Y luego están algunos blogueros aficionados al vino y la gastronomía, la mayor parte sin ninguna formación en el tema y cuya experiencia se basa en que comen y beben tres veces al día y piensan que eso les da derecho a opinar como expertos. Pues mire usted, va a ser que no. Porque, por ejemplo, para entender la cocina moderna hay que haber leído y pasado antes por L'Escoffier para apreciar la evolución de texturas, viandas y cocciones. Pues para entender un poquito de vino, hemos de conocer cómo se han gestado algunos de los grandes vinos del mundo y así poder comprender qué hay en la mente de un enólogo a la hora de elaborar un vino.

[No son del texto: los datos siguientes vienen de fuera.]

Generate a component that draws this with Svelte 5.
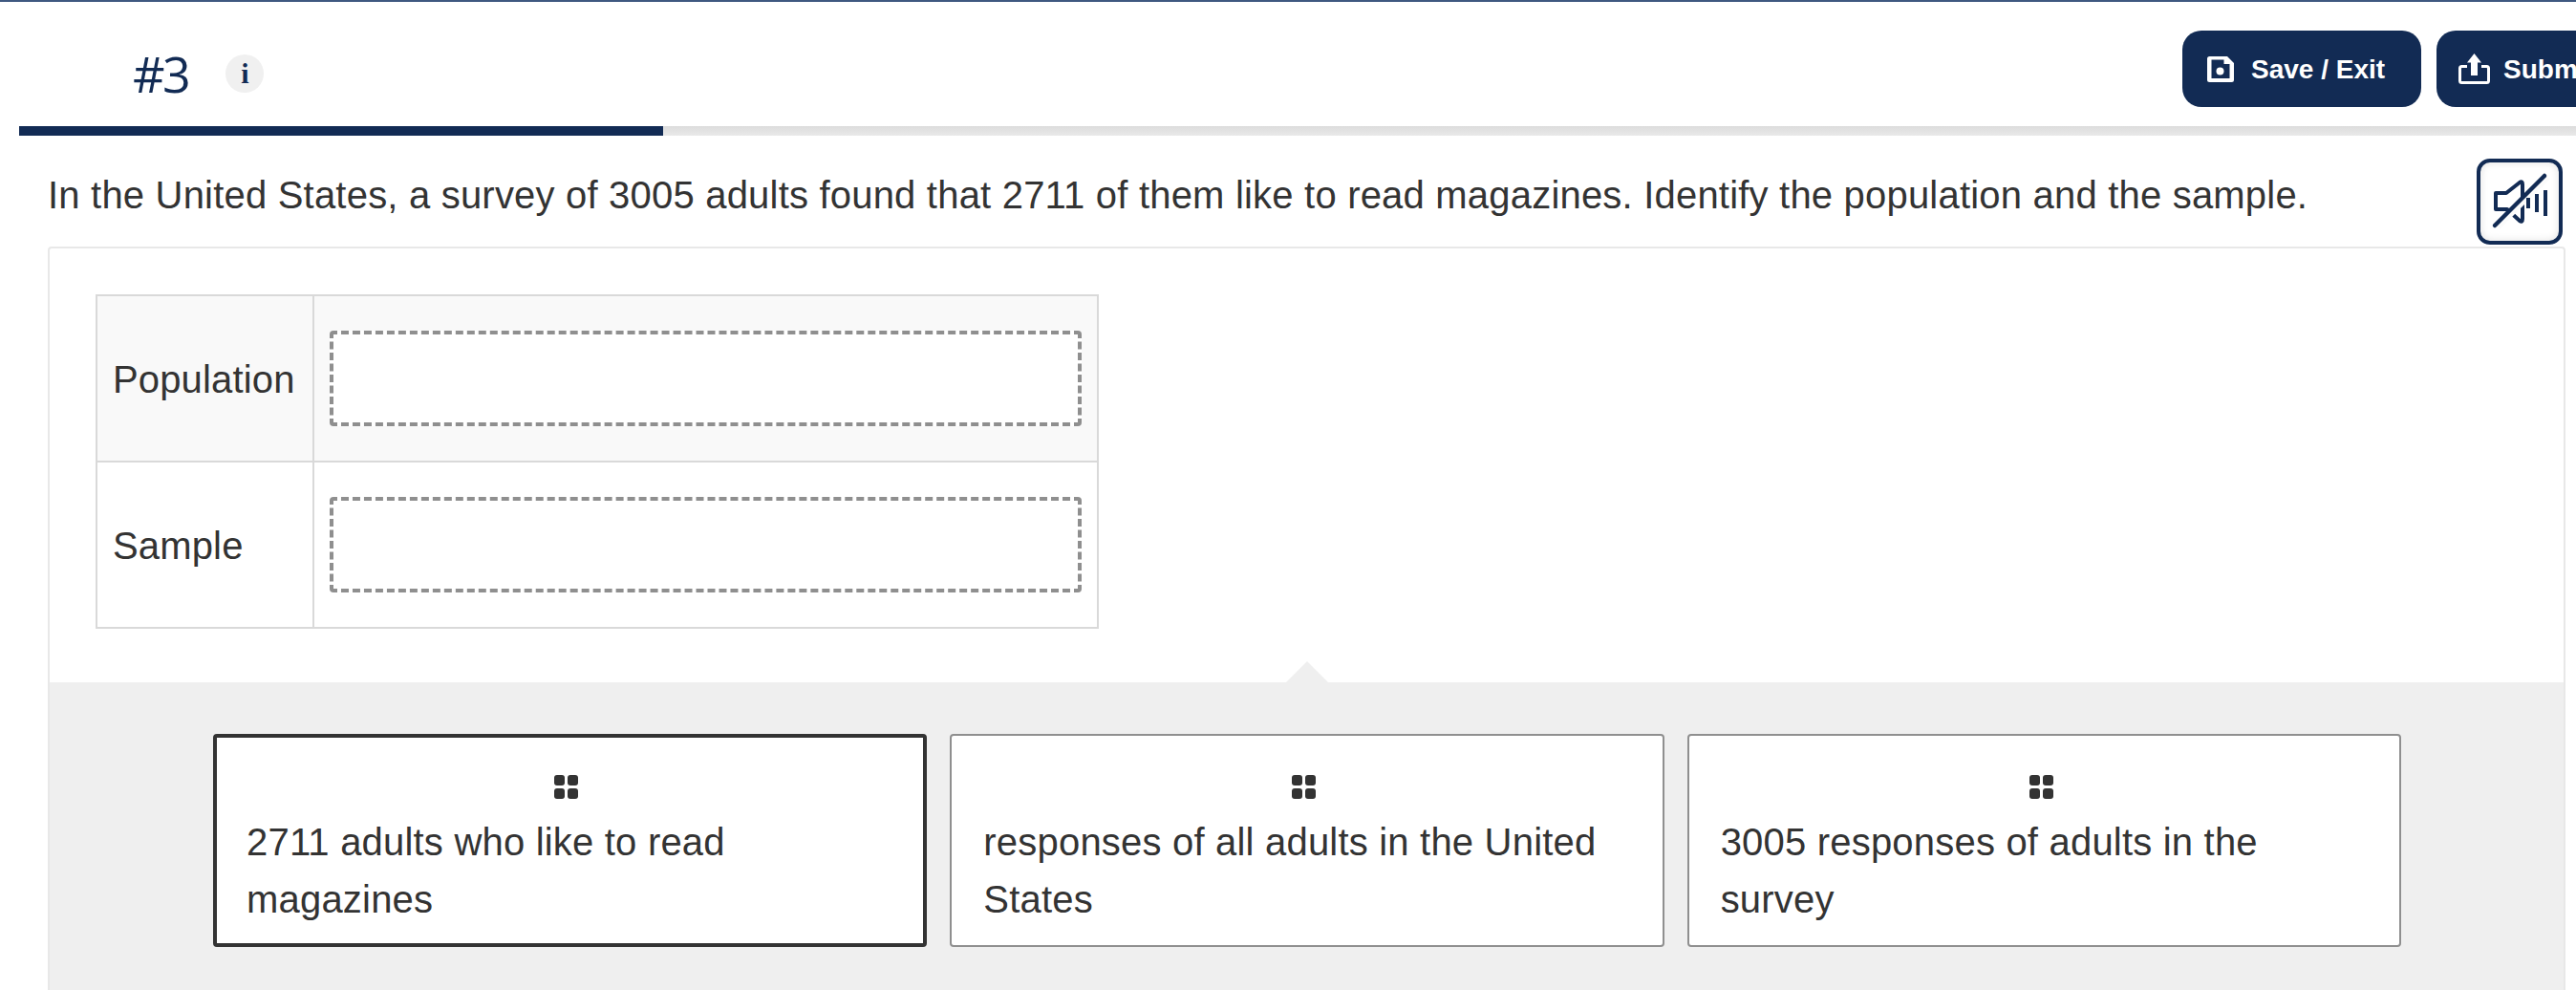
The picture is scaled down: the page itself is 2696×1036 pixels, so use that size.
<script>
  const rows = [
    { label: 'Population', shaded: true },
    { label: 'Sample', shaded: false },
  ];

  const answers = [
    { text: '2711 adults who like to read magazines', selected: true },
    { text: 'responses of all adults in the United States', selected: false },
    { text: '3005 responses of adults in the survey', selected: false },
  ];
</script>

<div class="page">
  <header class="header">
    <div class="title">
      <span class="number">#3</span>
      <span class="info">i</span>
    </div>
    <div class="actions">
      <button class="action save">
        <svg width="28" height="27" viewBox="0 0 28 27">
          <path fill="#fff" fill-rule="evenodd" d="M2.500 0H21L28 7V24.500A2.500 2.500 0 0 1 25.500 27H2.500A2.500 2.500 0 0 1 0 24.500V2.500A2.500 2.500 0 0 1 2.500 0ZM4.500 3.500V23H23.500V8H17.500V3.500Z" />
          <circle cx="13.500" cy="15.500" r="4" fill="#fff" />
        </svg>
        <span>Save / Exit</span>
      </button>
      <button class="action submit">
        <svg width="34" height="34" viewBox="0 0 34 34">
          <path fill="none" stroke="#fff" stroke-width="3" stroke-linejoin="round" d="M9 14.500H3.500A2 2 0 0 0 1.500 16.500V29.500A2 2 0 0 0 3.500 31.500H29.500A2 2 0 0 0 31.500 29.500V16.500A2 2 0 0 0 29.500 14.500H24" />
          <path fill="#fff" d="M16.500 1L24 10.500H20V24H13V10.500H9Z" />
        </svg>
        <span>Submit</span>
      </button>
    </div>
  </header>

  <div class="progress">
    <div class="progress-fill"></div>
  </div>

  <div class="question">
    <p>In the United States, a survey of 3005 adults found that 2711 of them like to read magazines. Identify the population and the sample.</p>
    <button class="sound" aria-label="Sound off">
      <svg width="82" height="82" viewBox="4 4 82 82">
        <path fill="none" stroke="#122b54" stroke-width="4" stroke-linejoin="round" d="M20 36H31L45 25Q48 23 48 27V63Q48 67 45 65L32 53H20Z" />
        <path stroke="#fbfbfb" stroke-width="7" d="M22 71L74 19" />
        <path fill="#122b54" d="M52 41h4v11h-4zM61 37h4v19h-4zM70 33h4v27h-4z" />
        <path stroke="#122b54" stroke-width="4.500" stroke-linecap="round" d="M19 70L71 18" />
      </svg>
    </button>
  </div>

  <section class="panel">
    <div class="match">
      <table>
        <tbody>
          {#each rows as row}
            <tr class:shaded={row.shaded}>
              <td class="label">{row.label}</td>
              <td class="slot"><div class="drop"></div></td>
            </tr>
          {/each}
        </tbody>
      </table>
    </div>

    <div class="tray">
      <span class="arrow"></span>
      {#each answers as answer}
        <div class="answer" class:selected={answer.selected}>
          <div class="grip">
            <i></i><i></i><i></i><i></i>
          </div>
          <div class="answer-text">{answer.text}</div>
        </div>
      {/each}
    </div>
  </section>
</div>

<style>
  :global(body) {
    margin: 0;
    background: #fff;
  }

  .page {
    width: 2696px;
    height: 1036px;
    overflow: hidden;
    box-sizing: border-box;
    border-top: 2px solid #3f5880;
    color: #333;
    font-family: "Liberation Sans", Arial, sans-serif;
  }

  .header {
    display: flex;
    align-items: flex-start;
    height: 130px;
    padding-left: 139px;
    box-sizing: border-box;
  }

  .title {
    display: flex;
    align-items: center;
    gap: 39px;
    padding-top: 55px;
  }

  .number {
    font-family: "Open Sans", sans-serif;
    font-size: 52px;
    font-weight: 500;
    line-height: 40px;
    letter-spacing: -2.5px;
    color: #122b54;
  }

  .info {
    width: 40px;
    height: 40px;
    border-radius: 50%;
    background: #f0f0f0;
    color: #122b54;
    font-family: "Liberation Serif", serif;
    font-weight: bold;
    font-size: 30px;
    line-height: 40px;
    text-align: center;
  }

  .actions {
    display: flex;
    gap: 16px;
    margin-left: auto;
    margin-right: -100px;
    padding-top: 30px;
  }

  .action {
    display: flex;
    align-items: center;
    height: 80px;
    padding: 0;
    border: 0;
    border-radius: 20px;
    background: #122b54;
    color: #fff;
    font-family: "Liberation Sans", Arial, sans-serif;
    font-size: 28px;
    font-weight: bold;
    white-space: nowrap;
  }

  .action span {
    padding-top: 2px;
  }

  .save {
    width: 250px;
    padding-left: 26px;
    gap: 18px;
  }

  .submit {
    width: 246px;
    padding-left: 23px;
    gap: 13px;
  }

  .progress {
    height: 10px;
    margin-left: 20px;
    background: linear-gradient(#dcdcdc, #e9e9e9);
  }

  .progress-fill {
    width: 674px;
    height: 100%;
    background: #122b54;
  }

  .question {
    display: flex;
    align-items: flex-start;
    height: 116px;
    padding: 24px 14px 0 50px;
    box-sizing: border-box;
  }

  .question p {
    margin: 0;
    padding-top: 8px;
    font-size: 40px;
    line-height: 60px;
    letter-spacing: 0.2px;
    white-space: nowrap;
  }

  .sound {
    width: 90px;
    height: 90px;
    margin-left: auto;
    padding: 0;
    box-sizing: border-box;
    border: 4px solid #122b54;
    border-radius: 14px;
    background: #fff;
    box-shadow: inset 0 0 8px rgba(0, 0, 0, 0.12);
  }

  .sound svg {
    display: block;
  }

  .panel {
    width: 2635px;
    margin-left: 50px;
    box-sizing: border-box;
    border: 2px solid #e8e8e8;
    border-bottom: 0;
    border-radius: 4px 4px 0 0;
  }

  .match {
    height: 454px;
    padding: 48px 0 0 48px;
    box-sizing: border-box;
  }

  table {
    width: 1050px;
    height: 350px;
    border-collapse: collapse;
    table-layout: fixed;
  }

  tr.shaded {
    background: #f9f9f9;
  }

  td {
    border: 2px solid #d9d9d9;
    padding: 0;
  }

  .label {
    width: 227px;
    padding: 2px 0 0 16px;
    box-sizing: border-box;
    font-size: 40px;
    letter-spacing: 0.15px;
  }

  .slot {
    padding: 0 16px;
  }

  .drop {
    height: 100px;
    box-sizing: border-box;
    border: 4px dashed #8f8f8f;
    border-radius: 4px;
    background: #fff;
  }

  .tray {
    position: relative;
    display: flex;
    gap: 24px;
    height: 400px;
    padding: 54px 170px 0 171px;
    box-sizing: border-box;
    background: #efefef;
  }

  .arrow {
    position: absolute;
    left: 1294px;
    top: -22px;
    width: 0;
    height: 0;
    border-left: 22px solid transparent;
    border-right: 22px solid transparent;
    border-bottom: 22px solid #efefef;
  }

  .answer {
    width: 748px;
    height: 223px;
    box-sizing: border-box;
    border: 2px solid #8f8f8f;
    border-radius: 4px;
    background: #fff;
    padding: 0 34px 0 33px;
  }

  .answer.selected {
    border: 4px solid #333;
    padding-left: 31px;
  }

  .grip {
    display: grid;
    grid-template-columns: 11px 11px;
    gap: 3px;
    justify-content: center;
    margin-top: 41px;
    padding-right: 5px;
  }

  .answer.selected .grip {
    margin-top: 39px;
  }

  .grip i {
    display: block;
    width: 11px;
    height: 11px;
    border-radius: 3px;
    background: #333;
  }

  .answer-text {
    margin-top: 15px;
    font-size: 40px;
    line-height: 60px;
    letter-spacing: 0.2px;
  }
</style>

Si alguien realmente entendido en vinos le explica cosas sobre lo que están bebiendo, créalo: la enología es una ciencia, no es cuestión de opinión, de "me gusta más" o "me gusta menos". Y hay que tener fe en la ciencia, aunque parezca una contradicción en sus términos. Pero si alguien le dice que lo sabe todo, todo, sobre el vino, casi que goza de comunicación privilegiada con Baco, no se lo crea; quien realmente sabe de vino admite lo contrario: que es un universo tan vasto que cada día se aprende algo nuevo. No existen los profetas: existen los catadores.

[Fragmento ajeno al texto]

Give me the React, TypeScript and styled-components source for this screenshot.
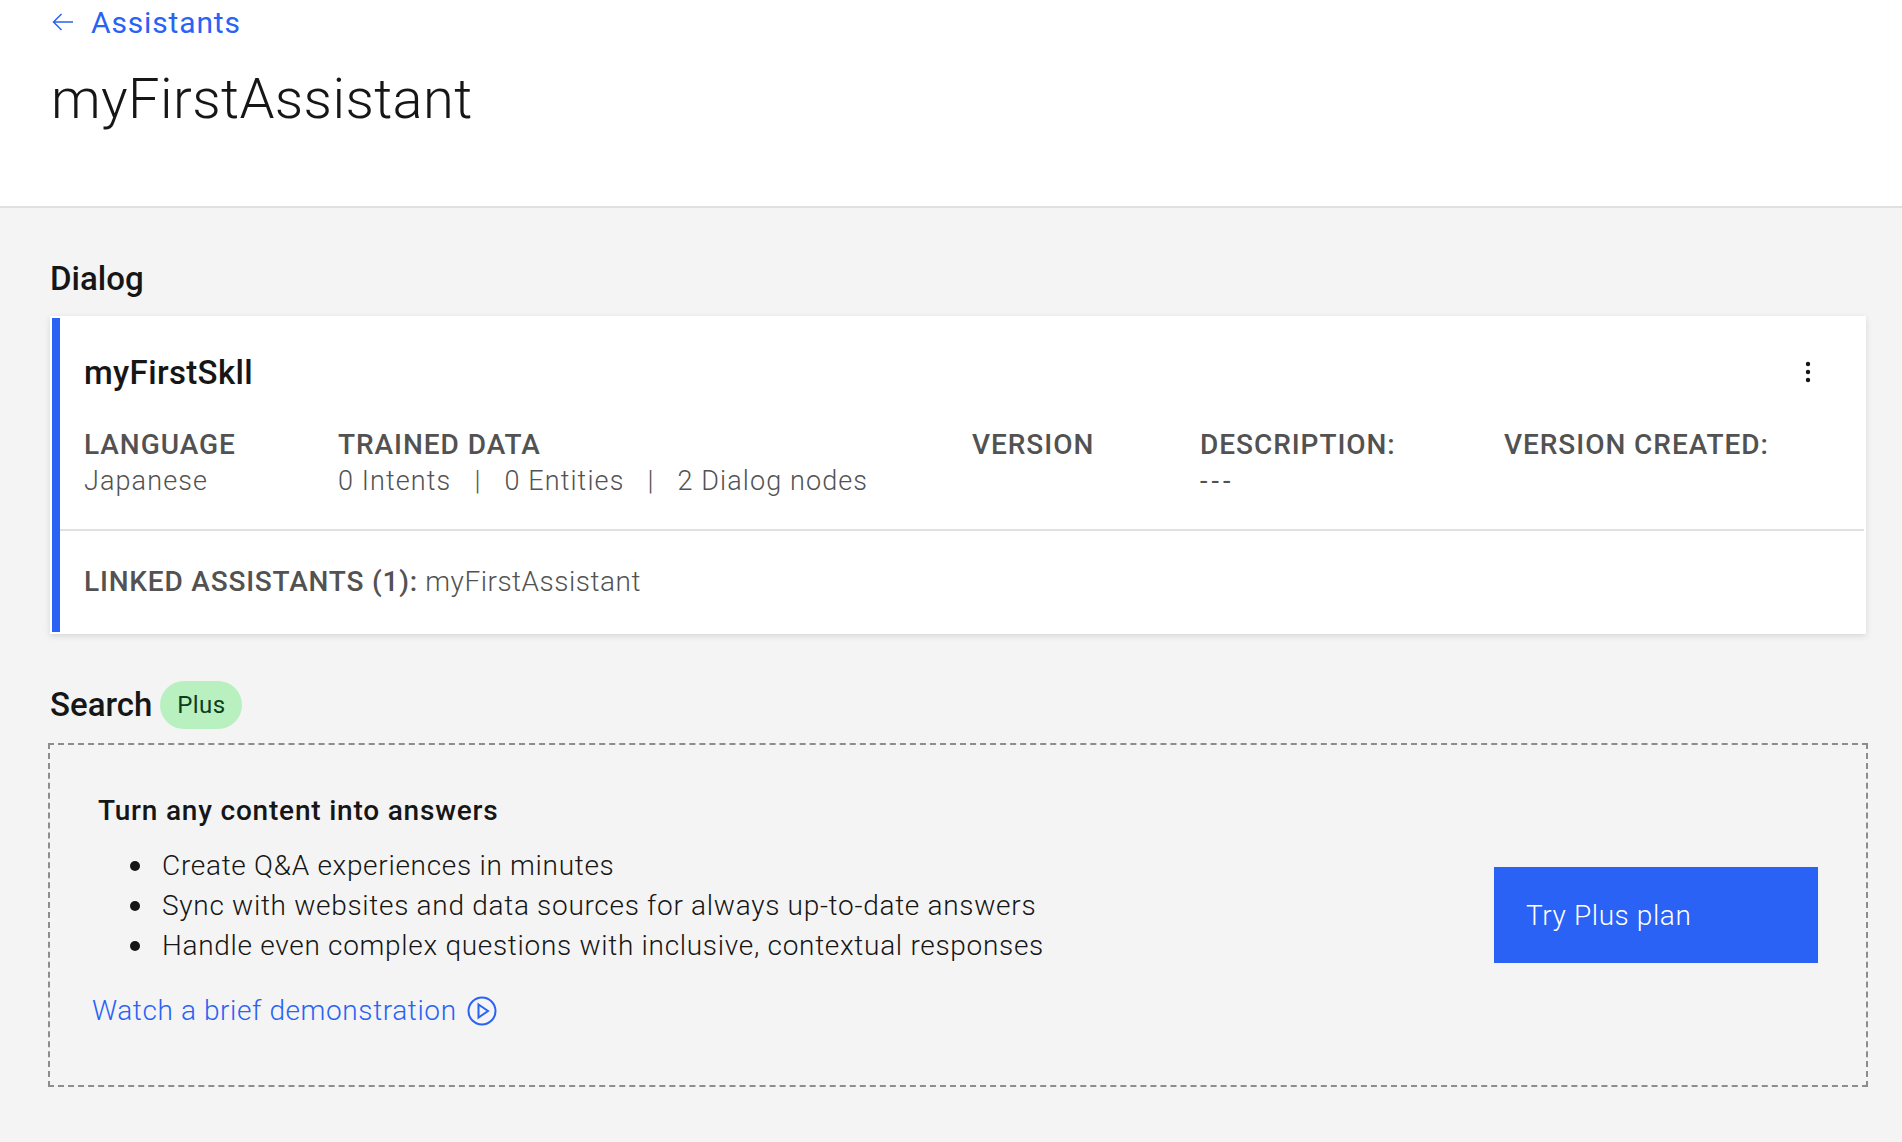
import React from "react";
import styled, { createGlobalStyle } from "styled-components";

const Global = createGlobalStyle`
  html, body { margin: 0; padding: 0; background: #f4f4f4; }
  body { font-family: Roboto, "Noto Sans", sans-serif; color: #161616; }
  * { box-sizing: border-box; }
`;

const Page = styled.div`
  width: 1902px;
  height: 1142px;
  overflow: hidden;
  background: #f4f4f4;
`;

const Header = styled.header`
  height: 208px;
  background: #fff;
  border-bottom: 2px solid #e0e0e0;
  padding: 3px 0 0 50px;
`;

const BackLink = styled.a`
  display: flex;
  align-items: center;
  gap: 17px;
  height: 38px;
  padding-left: 2px;
  color: #2962f5;
  font-size: 30px;
  font-weight: 400;
  letter-spacing: 0.85px;
`;

const Title = styled.h1`
  margin: 25px 0 0 1px;
  font-size: 56px;
  line-height: 66px;
  font-weight: 300;
  letter-spacing: 0.4px;
  color: #161616;
`;

const Main = styled.main`
  padding: 0 33px 0 48px;
`;

const SectionTitle = styled.h2`
  margin: 0;
  padding-left: 2px;
  font-size: 33px;
  line-height: 40px;
  font-weight: 500;
  color: #161616;
`;

const DialogHeading = styled(SectionTitle)`
  margin-top: 51px;
  margin-bottom: 17px;
`;

const Card = styled.section`
  margin-left: 2px;
  width: 1816px;
  height: 318px;
  background: #fff;
  padding: 2px;
  box-shadow: 0 2px 6px rgba(0, 0, 0, 0.12);
`;

const CardInner = styled.div`
  height: 100%;
  border-left: 8px solid #2962f5;
  display: flex;
  flex-direction: column;
`;

const CardTop = styled.div`
  height: 213px;
  border-bottom: 2px solid #e0e0e0;
  padding: 33px 0 0 24px;
`;

const CardTitleRow = styled.div`
  display: flex;
  justify-content: space-between;
  align-items: center;
  height: 42px;
  padding-right: 52px;
`;

const SkillName = styled.div`
  font-size: 33px;
  font-weight: 500;
  letter-spacing: 0.35px;
  color: #161616;
`;

const Kebab = styled.svg`
  width: 8px;
  height: 24px;
  fill: #161616;
`;

const Meta = styled.div`
  margin-top: 34px;
  display: grid;
  grid-template-columns: 254px 634px 228px 304px auto;
`;

const MetaLabel = styled.div`
  font-size: 28px;
  line-height: 36px;
  font-weight: 500;
  letter-spacing: 0.95px;
  color: #525252;
`;

const MetaValue = styled.div`
  font-size: 27px;
  line-height: 36px;
  font-weight: 300;
  letter-spacing: 1.1px;
  color: #525252;
  white-space: pre;
`;

const Dashes = styled(MetaValue)`
  letter-spacing: 4px;
  font-weight: 400;
`;

const CardBottom = styled.div`
  flex: 1;
  display: flex;
  align-items: center;
  padding-left: 24px;
  font-size: 28px;
  color: #525252;
  letter-spacing: 0.5px;
  font-weight: 300;
  white-space: pre;
`;

const Strong = styled.strong`
  font-weight: 500;
  letter-spacing: 0.8px;
`;

const SearchHeading = styled.div`
  margin-top: 46px;
  display: flex;
  align-items: center;
  gap: 8px;
  height: 50px;
`;

const PlusTag = styled.span`
  width: 82px;
  height: 48px;
  border-radius: 24px;
  background: #b8f0c0;
  color: #0e3d1c;
  font-size: 24px;
  font-weight: 400;
  letter-spacing: 0.4px;
  display: flex;
  align-items: center;
  justify-content: center;
`;

const Promo = styled.section`
  margin-top: 13px;
  width: 1820px;
  height: 344px;
  border: 2px dashed #8d8d8d;
  display: flex;
  justify-content: space-between;
  align-items: center;
  padding: 0 48px 0 0;
`;

const PromoBody = styled.div`
  padding-bottom: 6px;
`;

const PromoTitle = styled.div`
  margin-left: 48px;
  font-size: 28px;
  line-height: 36px;
  font-weight: 500;
  letter-spacing: 0.8px;
  color: #161616;
`;

const Bullets = styled.ul`
  margin: 17px 0 0 0;
  padding: 0 0 0 80px;
  list-style: none;
`;

const Bullet = styled.li`
  display: flex;
  align-items: center;
  gap: 22px;
  font-size: 28px;
  line-height: 40px;
  font-weight: 300;
  letter-spacing: 0.7px;
  color: #161616;

  &::before {
    content: "";
    flex: none;
    width: 10px;
    height: 10px;
    border-radius: 50%;
    background: #161616;
  }
`;

const DemoLink = styled.a`
  margin: 25px 0 0 42px;
  display: flex;
  align-items: center;
  gap: 10px;
  color: #2962f5;
  font-size: 28px;
  line-height: 40px;
  font-weight: 300;
  letter-spacing: 0.6px;
`;

const TryButton = styled.button`
  width: 324px;
  height: 96px;
  border: 0;
  background: #2962f5;
  color: #fff;
  font: 300 28px Roboto, sans-serif;
  letter-spacing: 0.6px;
  text-align: left;
  padding: 0 32px;
`;

const ArrowLeft = () => (
  <svg width="22" height="22" viewBox="0 0 22 22" fill="none" stroke="#2962f5" strokeWidth="1.5">
    <path d="M21 11H1.5M9.5 3L1.5 11l8 8" />
  </svg>
);

const PlayCircle = () => (
  <svg width="30" height="30" viewBox="0 0 30 30" fill="none" stroke="#2962f5" strokeWidth="2">
    <circle cx="15" cy="15" r="13.5" />
    <path d="M11.5 8.5L21 15l-9.5 6.5z" />
  </svg>
);

export default function App() {
  return (
    <Page>
      <Global />
      <Header>
        <BackLink>
          <ArrowLeft />
          Assistants
        </BackLink>
        <Title>myFirstAssistant</Title>
      </Header>
      <Main>
        <DialogHeading>Dialog</DialogHeading>
        <Card>
          <CardInner>
            <CardTop>
              <CardTitleRow>
                <SkillName>myFirstSkll</SkillName>
                <Kebab viewBox="0 0 8 24">
                  <circle cx="4" cy="4" r="2.2" />
                  <circle cx="4" cy="12" r="2.2" />
                  <circle cx="4" cy="20" r="2.2" />
                </Kebab>
              </CardTitleRow>
              <Meta>
                <div>
                  <MetaLabel>LANGUAGE</MetaLabel>
                  <MetaValue>Japanese</MetaValue>
                </div>
                <div>
                  <MetaLabel>TRAINED DATA</MetaLabel>
                  <MetaValue>{"0 Intents   |   0 Entities   |   2 Dialog nodes"}</MetaValue>
                </div>
                <div>
                  <MetaLabel>VERSION</MetaLabel>
                </div>
                <div>
                  <MetaLabel>DESCRIPTION:</MetaLabel>
                  <Dashes>---</Dashes>
                </div>
                <div>
                  <MetaLabel>VERSION CREATED:</MetaLabel>
                </div>
              </Meta>
            </CardTop>
            <CardBottom>
              <Strong>LINKED ASSISTANTS (1):</Strong> myFirstAssistant
            </CardBottom>
          </CardInner>
        </Card>
        <SearchHeading>
          <SectionTitle as="span">Search</SectionTitle>
          <PlusTag>Plus</PlusTag>
        </SearchHeading>
        <Promo>
          <PromoBody>
            <PromoTitle>Turn any content into answers</PromoTitle>
            <Bullets>
              <Bullet>Create Q&amp;A experiences in minutes</Bullet>
              <Bullet>Sync with websites and data sources for always up-to-date answers</Bullet>
              <Bullet>Handle even complex questions with inclusive, contextual responses</Bullet>
            </Bullets>
            <DemoLink>
              Watch a brief demonstration
              <PlayCircle />
            </DemoLink>
          </PromoBody>
          <TryButton>Try Plus plan</TryButton>
        </Promo>
      </Main>
    </Page>
  );
}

Y es que en esto de los vinos no vale con decir "me gusta", "está bueno", "no está mal", como si estuviésemos dándole un repaso al novio de una amiga. Porque la subjetividad, en esto del gusto, nos puede llevar a una catástrofe total. ¿Quién no tiene un amigo al que le encanta la carne hecha y dura como una suela de zapato, los calamares a la romana que parecen de caucho o el pescado frito bien grasiento? Y, lo que es peor, ¡con qué aplomo defiende y justifica su mal gusto!
Por supuesto que podemos disfrutar de un vino sin ser un experto catador. Lo malo es no saber admitir que podemos equivocarnos y que, incluso, podemos aprender de otras personas.